Structured frameworks also include scoring systems with clearly defined criteria. This reduces interpretation gaps and ensures that interviews produce consistent inputs rather than subjective impressions.

Implementing Consistent Feedback Mechanisms

Feedback collection is a critical component of hiring governance.

In many organizations, feedback is unstructured, making it difficult to compare candidates. Governed hiring replaces this with structured input aligned to defined criteria.

Interviewers must document:

  • What the candidate demonstrated
  • Which competency it relates to
  • How it aligns with scoring criteria

This ensures that feedback is specific, comparable, and decision-ready.

Creating Transparent Decision Frameworks

Hiring governance requires clarity in how final decisions are made.

Instead of relying on informal discussions, governed hiring introduces structured decision frameworks that define how evaluation inputs are combined and how trade-offs are assessed.

Decision-makers can trace outcomes back to structured evidence, improving transparency and alignment across stakeholders.

Establishing Accountability Across Roles

Governance is not effective without clear ownership.

  • Recruiters ensure process consistency and candidate flow
  • Hiring managers define requirements and make final decisions
  • Interviewers provide structured evaluation inputs
  • Leadership sets standards and ensures alignment with business priorities

Clear accountability ensures that governance is applied consistently across the organization.

Enabling Measurement and Continuous Improvement

One of the most valuable outcomes of hiring governance is the ability to measure and improve over time.

Structured data allows organizations to connect hiring decisions with performance outcomes such as retention, productivity, and advancement.

These insights help refine competencies, improve interview frameworks, and strengthen decision quality over time.

Integrating Governance Into Existing Workflows

For governance to be effective, it must be embedded into existing workflows rather than added as a separate layer.

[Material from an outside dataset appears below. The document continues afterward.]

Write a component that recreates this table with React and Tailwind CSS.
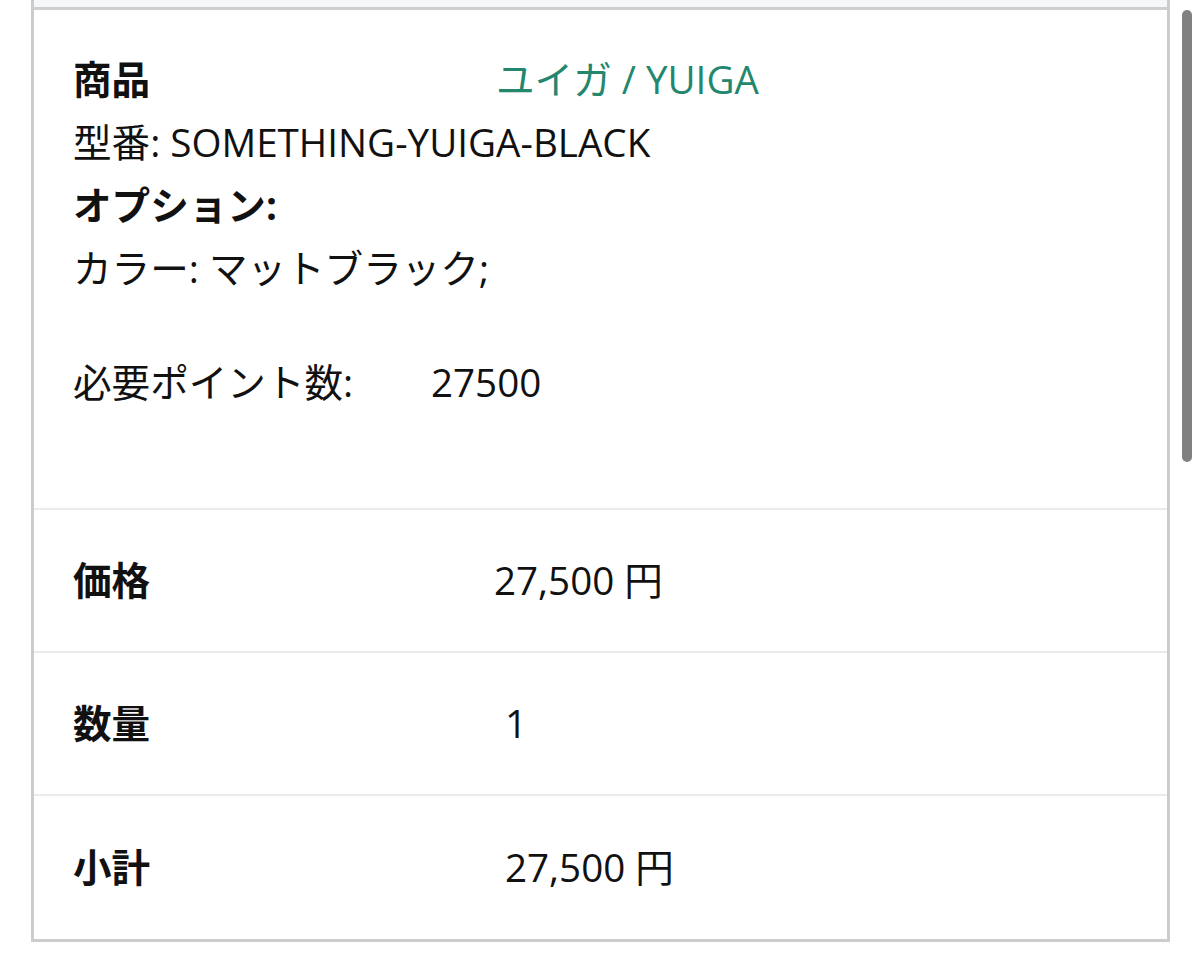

Structured interview guides, scoring systems, and feedback mechanisms should align with how teams already operate. This ensures adoption and reduces resistance.

Balancing Structure With Practicality

A common concern is that governance slows hiring. In practice, it improves efficiency.

Structured processes reduce rework, minimize ambiguity, and shorten decision cycles. Interviewers focus on relevant evaluation rather than improvisation, and decision-makers can act with greater confidence.

Scaling Governance Across the Organization

Enterprise hiring requires governance that scales across teams and locations.

Core principles such as structured evaluation, consistent scoring, and clear accountability remain standardized, while competencies and interview content adapt to specific roles.

This balance allows organizations to maintain consistency without limiting flexibility.

Conclusion: Governance as an Operational Capability

Hiring governance is not an abstract concept. It is an operational capability that can be designed, implemented, and scaled.

By standardizing role definitions, structuring interviews, capturing consistent feedback, and implementing transparent decision frameworks, organizations build hiring systems that produce reliable outcomes.

For enterprise teams, governance transforms hiring from a fragmented process into a disciplined, data-driven function aligned with business objectives.